Arkadaşınızla yazı/okuma üzerine neler paylaşırsınız?
İster bloğuna yazdığı gündelik yazılar, ister çeşitli düşünce ve edebiyat dergileri için ürettiği metinler olsun genellikle öncesinde birkaç yakın edebiyatçı dostu ve benimle paylaşır. Konunun ele alınış şekli, metnin ve karakterlerin yapısı kadar işlediği olay örgüsünün akışının vuruculuğu gibi konularda hassastır. Arkeolog olduğum için Vildan ile paylaştığım yazılar ya da okuma malzemesi genelde tarih, felsefe ve sanata yöneliktir. Doğum günümde hediye ettiği kitaplardan bir tanesi Dorrit Cohn’un Şeffaf Zihinler: Kurmaca Eserlerde Bilincin Sunumu’dur. Eğer her zaman ağır ve derin mevzularda boğulurken tasavvur ederseniz çok yanılırsınız tabii! Özellikle bloğunda tutturduğu üslubu diğer yazılarından farklıdır. Özeleştiri yapmaktan çekinmez ve kendini tiye alır. Olumsuz olaylar karşısında dahi bu naif halini bırakmaz. Televizyon ve sosyal medya kanallarında yayınlanan çizgi filmleri ve çocuklar için ürettiği işlere bakarsanız gerektiğinde ne kadar eğlenceli de olabileceğinin ipuçlarını görürsünüz.
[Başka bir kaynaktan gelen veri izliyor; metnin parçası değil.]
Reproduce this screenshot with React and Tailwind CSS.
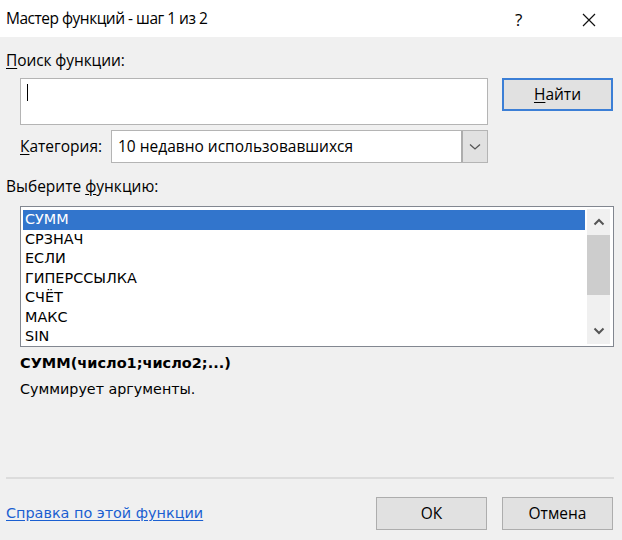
import React from "react";

const ui = { fontFamily: '"Open Sans", "Noto Sans", sans-serif' };
const tah = { fontFamily: '"DejaVu Sans", "Noto Sans", sans-serif' };

export default function App() {
  const items = ["СУММ", "СРЗНАЧ", "ЕСЛИ", "ГИПЕРССЫЛКА", "СЧЁТ", "МАКС", "SIN"];
  return (
    <div className="w-[622px] h-[540px] bg-[#f0f0f0] flex flex-col text-[#000] overflow-hidden" style={ui}>
      <div className="h-[37px] bg-white flex items-center pl-[6px] relative">
        <span className="text-[15.5px] tracking-[-0.5px]">Мастер функций - шаг 1 из 2</span>
        <span className="absolute left-[515px] top-[7px] text-[17px]">?</span>
        <svg className="absolute left-[582px] top-[13px]" width="14" height="14" viewBox="0 0 14 14">
          <path d="M1 1L13 13M13 1L1 13" stroke="#111" strokeWidth="1.2" />
        </svg>
      </div>

      <div className="pl-[6px] mt-[13px] h-[20px] text-[15.5px] leading-[20px] tracking-[-0.1px]">
        <span className="underline underline-offset-2">П</span>оиск функции:
      </div>

      <div className="flex mt-[8px] h-[47px]">
        <div className="ml-[20px] w-[468px] h-[47px] bg-white border border-[#b4b4b4] pl-[6px] pt-[5px]">
          <div className="w-[1px] h-[17px] bg-black" />
        </div>
        <div className="ml-[14px] w-[111px] h-[33px] border-2 border-[#3c7fd6] bg-[#e1e1e1] flex items-center justify-center text-[15.5px]">
          <span><span className="underline underline-offset-2">Н</span>айти</span>
        </div>
      </div>

      <div className="flex items-center mt-[5px] h-[33px]">
        <div className="ml-[20px] w-[91px] text-[15.5px]">
          <span className="underline underline-offset-2">К</span>атегория:
        </div>
        <div className="w-[377px] h-[33px] bg-white border border-[#b4b4b4] flex items-center">
          <span className="flex-1 pl-[6px] text-[15.5px]">10 недавно использовавшихся</span>
          <div className="w-[26px] h-[31px] bg-[#e1e1e1] border-l-2 border-[#adadad] flex items-center justify-center">
            <svg width="12" height="8" viewBox="0 0 12 8">
              <path d="M1 1.5L6 6L11 1.5" stroke="#555" strokeWidth="1.3" fill="none" />
            </svg>
          </div>
        </div>
      </div>

      <div className="pl-[6px] mt-[13px] h-[20px] text-[15.5px] leading-[20px]">
        Выберите <span className="underline underline-offset-2">ф</span>ункцию:
      </div>

      <div className="ml-[20px] mt-[10px] w-[594px] h-[141px] bg-white border border-[#828790] flex p-[2px] pr-[3px]">
        <div className="flex-1 flex flex-col pt-[1px]" style={tah}>
          {items.map((t, i) => (
            <div
              key={t}
              className={
                "h-[19.5px] leading-[19.5px] pl-[2px] text-[14.4px] " +
                (i === 0 ? "bg-[#3275cc] text-white" : "text-black")
              }
            >
              {t}
            </div>
          ))}
        </div>
        <div className="w-[23px] ml-[2px] bg-[#f0f0f0] flex flex-col items-center">
          <div className="h-[26px] flex items-center justify-center">
            <svg width="12" height="8" viewBox="0 0 12 8">
              <path d="M1.5 6.5L6 2L10.5 6.5" stroke="#555" strokeWidth="2" fill="none" />
            </svg>
          </div>
          <div className="w-[23px] h-[60px] bg-[#cdcdcd]" />
          <div className="flex-1" />
          <div className="h-[26px] flex items-center justify-center">
            <svg width="12" height="8" viewBox="0 0 12 8">
              <path d="M1.5 1.5L6 6L10.5 1.5" stroke="#555" strokeWidth="2" fill="none" />
            </svg>
          </div>
        </div>
      </div>

      <div className="pl-[20px] mt-[6px] h-[20px] leading-[20px] text-[14.5px] font-bold" style={tah}>
        СУММ(число1;число2;...)
      </div>
      <div className="pl-[20px] mt-[6px] h-[20px] leading-[20px] text-[14.3px]" style={tah}>
        Суммирует аргументы.
      </div>

      <div className="flex-1" />

      <div className="ml-[6px] w-[608px] h-[2px] bg-[#dcdcdc]" />

      <div className="flex items-center mt-[18px] h-[33px] pl-[6px]">
        <span className="text-[14.4px] text-[#1a5fd1] underline underline-offset-2" style={tah}>
          Справка по этой функции
        </span>
        <div className="flex-1" />
        <div className="w-[111px] h-[33px] border border-[#adadad] bg-[#e1e1e1] flex items-center justify-center text-[15.5px]">
          ОК
        </div>
        <div className="ml-[15px] mr-[9px] w-[111px] h-[33px] border border-[#adadad] bg-[#e1e1e1] flex items-center justify-center text-[15.5px]">
          Отмена
        </div>
      </div>
      <div className="h-[10px]" />
    </div>
  );
}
Yazdıklarıyla ilgili sizden ne tür fikir/ öneri alır?
Cümlelerin yapısının tüm metin içindeki akışkanlığa uyumu, karakterlerinin özgünlüğü, diğer karakterlerle iletişimi ve genel olarak yazının bütünlüğü hakkında fikir alır. Eleştiri ve önerilere açıktır, ancak en nihayetinde yaratıcı yazar Vildan’dır. Tartar, düşünür, eğip büker ve metni son haline kavuşturur. Ondan sonrası artık biz okurlara kalır.
Yazı yazarken vazgeçemediği ritüelleri nelerdir?
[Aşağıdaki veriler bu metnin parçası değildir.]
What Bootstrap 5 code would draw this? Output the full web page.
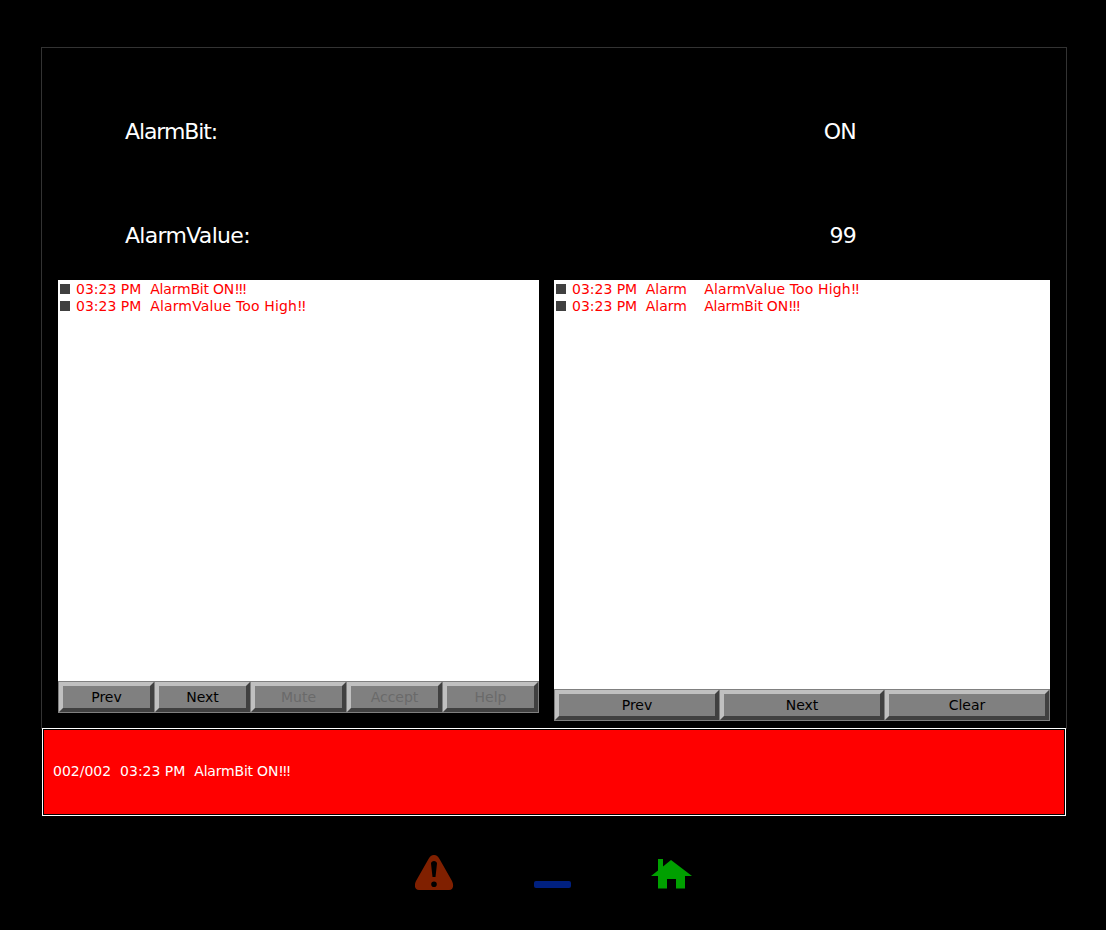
<!DOCTYPE html>
<html lang="en">
<head>
<meta charset="utf-8">
<title>Alarm</title>
<link href="https://cdn.jsdelivr.net/npm/bootstrap@5.3.0/dist/css/bootstrap.min.css" rel="stylesheet">
<style>
html, body { background: #000; height: 100%; }
body { font-family: "DejaVu Sans", sans-serif; width: 1106px; height: 930px; overflow: hidden; padding: 47px 39px 0 41px; color: #fff; }
.hmi-frame { border: 1px solid #333; height: 682px; padding-top: 65px; }
.hmi-row { height: 38px; padding-left: 83px; padding-right: 210px; font-size: 22px; line-height: 38px; margin-bottom: 66px; letter-spacing: -.7px; }
.hmi-row span:last-child { letter-spacing: -.7px; }
.hmi-tight { letter-spacing: -1.1px; }
.hmi-lists { margin-top: -41px; padding-left: 16px; padding-right: 16px; gap: 15px; }
.hmi-left { width: 481px; }
.hmi-right { width: 496px; }
.hmi-table { background: #fff; padding-top: 1px; }
.hmi-left .hmi-table { height: 401px; }
.hmi-right .hmi-table { height: 409px; }
.hmi-line { height: 17px; line-height: 17px; font-size: 14px; color: #f00; white-space: pre; padding-left: 2px; }
.hmi-right .hmi-line { word-spacing: -.15px; }
.hmi-wide { letter-spacing: .15px; }
.hmi-bang { letter-spacing: -1.8px; }
.hmi-narrow { letter-spacing: -.2px; }
.hmi-sq { width: 10px; height: 10px; background: #404040; margin-right: 6px; margin-bottom: 2px; flex: none; }
.hmi-btns { background: #808080; padding: 1px; height: 32px; gap: 1px; }
.hmi-btn { flex: 1 1 0; min-width: 0; padding: 0; height: 30px; line-height: 20px; font-size: 14px; color: #000; background: #808080; border-style: solid; border-width: 4px; border-color: #c0c0c0 #404040 #404040 #c0c0c0; border-radius: 0; }
.hmi-btn:disabled { background: #808080; color: #6a6a6a; border-color: #c0c0c0 #404040 #404040 #c0c0c0; opacity: 1; }
.hmi-banner { margin: -1px 1px 0 1px; height: 88px; border: 1px solid #fff; padding: 1px; background: #000; }
.hmi-banner-in { height: 100%; background: #f00; font-size: 14px; white-space: pre; padding-left: 9px; padding-bottom: 2px; }
.hmi-foot { padding-top: 39px; padding-left: 374px; }
.hmi-foot svg { display: block; }
.ico-warn { margin-right: 80px; }
.ico-dash { margin-right: 80px; margin-top: 26px; width: 37px; height: 7px; background: #002080; border-radius: 2px; }
.ico-home { margin-top: 4px; }
</style>
</head>
<body>
<div class="hmi-frame">
  <div class="hmi-row d-flex justify-content-between"><span class="hmi-tight">AlarmBit:</span><span>ON</span></div>
  <div class="hmi-row d-flex justify-content-between"><span>AlarmValue:</span><span>99</span></div>
  <div class="hmi-lists d-flex align-items-start">
    <div class="hmi-left">
      <div class="hmi-table">
        <div class="hmi-line d-flex align-items-center"><span class="hmi-sq"></span><span>03:23 PM  <span class="hmi-narrow">AlarmBit ON</span><span class="hmi-bang">!!!</span></span></div>
        <div class="hmi-line d-flex align-items-center"><span class="hmi-sq"></span><span>03:23 PM  <span class="hmi-wide">AlarmValue Too High</span><span class="hmi-bang">!!</span></span></div>
      </div>
      <div class="hmi-btns d-flex">
        <button class="btn hmi-btn" type="button">Prev</button>
        <button class="btn hmi-btn" type="button">Next</button>
        <button class="btn hmi-btn" type="button" disabled>Mute</button>
        <button class="btn hmi-btn" type="button" disabled>Accept</button>
        <button class="btn hmi-btn" type="button" disabled>Help</button>
      </div>
    </div>
    <div class="hmi-right">
      <div class="hmi-table">
        <div class="hmi-line d-flex align-items-center"><span class="hmi-sq"></span><span>03:23 PM  Alarm    <span class="hmi-wide">AlarmValue Too High</span><span class="hmi-bang">!!</span></span></div>
        <div class="hmi-line d-flex align-items-center"><span class="hmi-sq"></span><span>03:23 PM  Alarm    <span class="hmi-narrow">AlarmBit ON</span><span class="hmi-bang">!!!</span></span></div>
      </div>
      <div class="hmi-btns d-flex">
        <button class="btn hmi-btn" type="button">Prev</button>
        <button class="btn hmi-btn" type="button">Next</button>
        <button class="btn hmi-btn" type="button">Clear</button>
      </div>
    </div>
  </div>
</div>
<div class="hmi-banner"><div class="hmi-banner-in d-flex align-items-center"><span>002/002  03:23 PM  <span class="hmi-narrow">AlarmBit ON</span><span class="hmi-bang">!!!</span></span></div></div>
<div class="hmi-foot d-flex align-items-start">
  <svg class="ico-warn" width="39" height="36" viewBox="0 0 39 36"><path fill="#802000" fill-rule="evenodd" d="M19 0C21.500 0 23 1.500 24.500 4L37 26C39 30 38.500 35 34 35L4 35C-.5 35 -1 30 1 26L13.500 4C15 1.500 16.500 0 19 0ZM16 8.500L17.500 22L20.500 22L22 8.500C22 5 16 5 16 8.500ZM19 26.500A2.800 2.800 0 1 0 19 32.100A2.800 2.800 0 1 0 19 26.500Z"/></svg>
  <div class="ico-dash"></div>
  <svg class="ico-home" width="41" height="31" viewBox="0 0 41 31"><path fill="#00a000" fill-rule="evenodd" d="M7 0L12 0L12 7.400L20 1L41 17L34 17L34 29.500L7 29.500L7 17L0 17L7 11.400ZM16 20L16 29.500L25 29.500L25 20Z"/></svg>
</div>
</body>
</html>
Vildan yazı yazarak hayatını kazanıyor. Reklam yazarı kökenli bir yaratıcı yönetmen. Günün her saati muhakkak yazması gereken bir işi oluyor. Dolayısı ile üretmek için bir yazma ritüeline gereksinimi olduğunu sanmıyorum. Ancak roman yazarken uzun süreler evinde yalnız olmayı ve sessizliği tercih ettiğini de biliyorum. Bu sessizliğe eşlikçi genelde Chopin gibi virtüözlerin nocturne tarzı piyano eserleri veya Can Çankaya, Çağrı Sertel gibi Türk cazcılar olur.
Son olarak, elinde en son gördüğünüz kitapları öğrenebilir miyiz?
Sözlük okuma merakı vardır. Kütüphanesinde Kâmus-i Türki’den Kadın Argosu Sözlüğü’ne kadar farklı konulardaki sözlükleri görebilirsiniz. Sadece edebi eserler değil, düşünürlerin sanat, sinema, felsefe eleştiri ve yorumlarını da okumayı sever. ‘Yeni Sol Düşünürleri: Soytarılar, Dolandırıcılar, Yaygaracılar’ okurken denk geldiğim ilginç kitaplardan biriydi. Son dönemde tefrika halinde yayınladığı Gen Etik / İnsan Bahçeleri adlı distopik öykü serisinin etkisi ile fantastik kitaplar okumaya yöneldiğini biliyorum. Cixin Liu, ‘3 Cisim Problemi’ okurken gördüğüm bir başka kitap.